Without a doubt, Love and Other Crimes is juvenile. For some, this can be a bad thing; silly ditties don’t appeal to a greater audience. But for those who grew up loving the symbolic sounds of irreverence, Masked Intruder’s music perfectly captures the essence of angst—and poopy humor.

The lyrics are one of the greatest strengths of the album. They are non-poetic—in the best way possible—and lines like “Dick move, it’s cool / I’ve still got your stuff, dude” can be stupid funny. There is no letup, as the self-aware humor lasts from the opener “Take What I Want,” to the last track “If Only.”

However, when nostalgia and immature themes aren’t taken into consideration, what’s left is a batch of underwhelming tracks. There are catchy hooks to each of the six songs, but their listenable nature doesn’t overtake their primitive composition. The chord progressions are generic, and so are the melodies.

If the music was to go into fresh and interesting directions, there would be a greater case for Love and Other Crimes. Instead, the songs are safe, and don’t explore any different musical territories. Taking influence from the past is fine, but progression is a key element to intriguing tracks.
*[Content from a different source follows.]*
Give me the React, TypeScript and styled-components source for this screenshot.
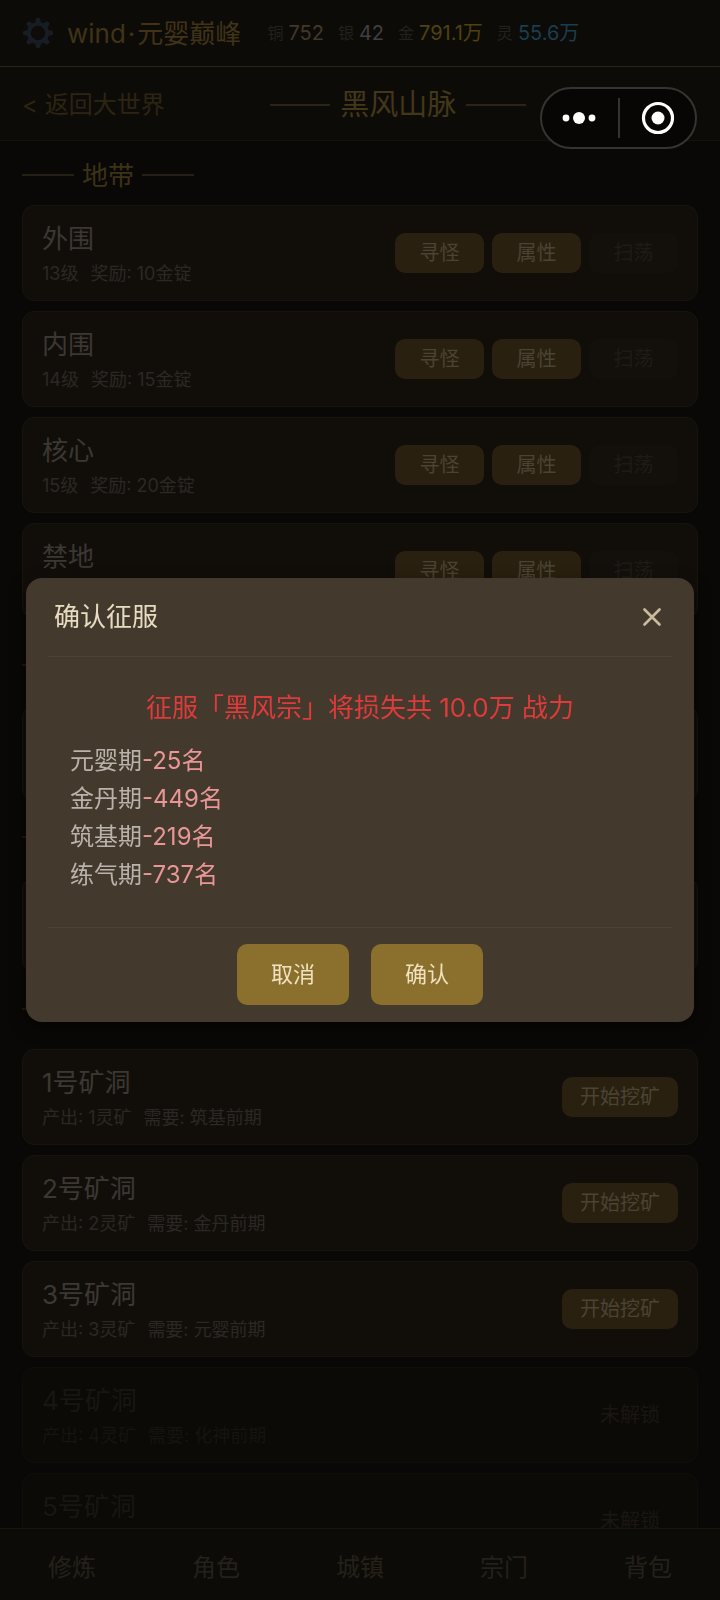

This means that unfortunately, the album is one-dimensional. There is little diversity between the songs, and their overproduction—particularly with the vocals—makes for a stale listening experience. Love and Other Crimes is not terrible by any means, but that doesn’t make it special.

Masked Intruder has a decent record to work off of, but they must strive for uniqueness to set them apart from the millions of other pop-punk clones. The amusing nature of Love and Other Crimes wears off quickly, and is evidently a mediocre effort.

Love and Other Crimes was released by Pure Noise Records on July 8.